I am suggesting that the referendum is advisory, but the British Government should start working on the basis of its result, even though I think it is flawed. I would argue that we should then, for a whole range of reasons, give the British public the opportunity to think again. First, the proposal of the leave campaigners was sold on a false prospectus by that snake oil salesman Boris and barrow boy Farage. They have both gone AWOL. Where are they now? They are not coming forward to try to sort out the mess that they have created.

Secondly, already flaws and problems are beginning to arise. There is already a threatened break-up of the United Kingdom. On Scotland, Nicola Sturgeon is looking at the opportunity to take this referendum as a trigger. On Northern Ireland, think of the problems, with Sinn Fein already talking a united Ireland and the possibility of a border between northern and southern Ireland. On Gibraltar, Spain is talking about shared sovereignty, so no wonder Gibraltar is worried about the future.

Thirdly, the leavers—those who argued the case for leaving—have got no idea of what it involves. They have no idea of the way forward, which means that we have been sold a false prospectus. Some of my remain colleagues, for whom I have the greatest respect, having worked with them for a while, have thrown in the towel. They say, “We are where we are. We’ve got to accept it. We’d better make the best of it”. I think that that is a defeatist attitude. It does not do this place proud, and it does not do the other place proud either.

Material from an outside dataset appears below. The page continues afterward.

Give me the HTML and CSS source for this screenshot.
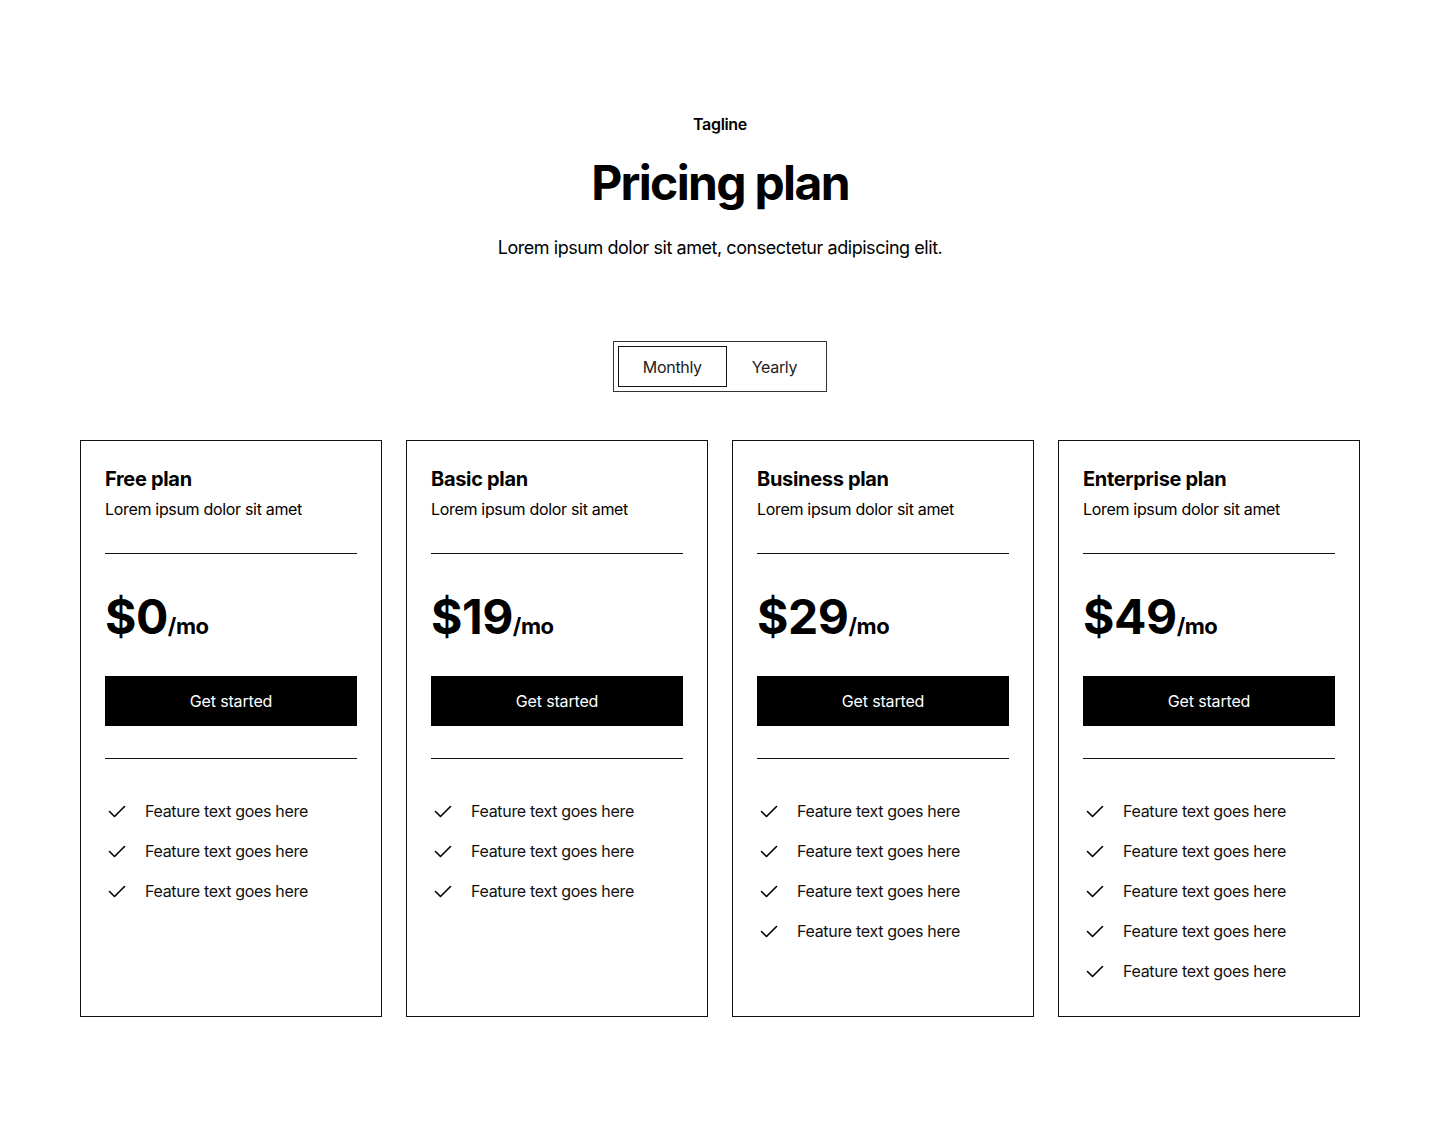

I have the greatest respect for a number of colleagues, such as the noble Lord, Lord Butler of Brockwell, my noble friends Lord Hain and Lady Andrews and the noble Lord, Lord Low of Dalston. As the noble Lord, Lord Heseltine, has said outside the House, although not here, once the terms are clear and the negotiations have taken place, we need to give the British people the opportunity to think again. That is not undemocratic or saying that we should forget or abandon the previous referendum, although I have criticised it. We are saying that we should work on the basis of that referendum, and once the terms become clearer, give the British public the opportunity of thinking again. It is our responsibility as parliamentarians—we have that responsibility—to work out how the British public can be given that opportunity, not to join the lemming-like rush into the abyss.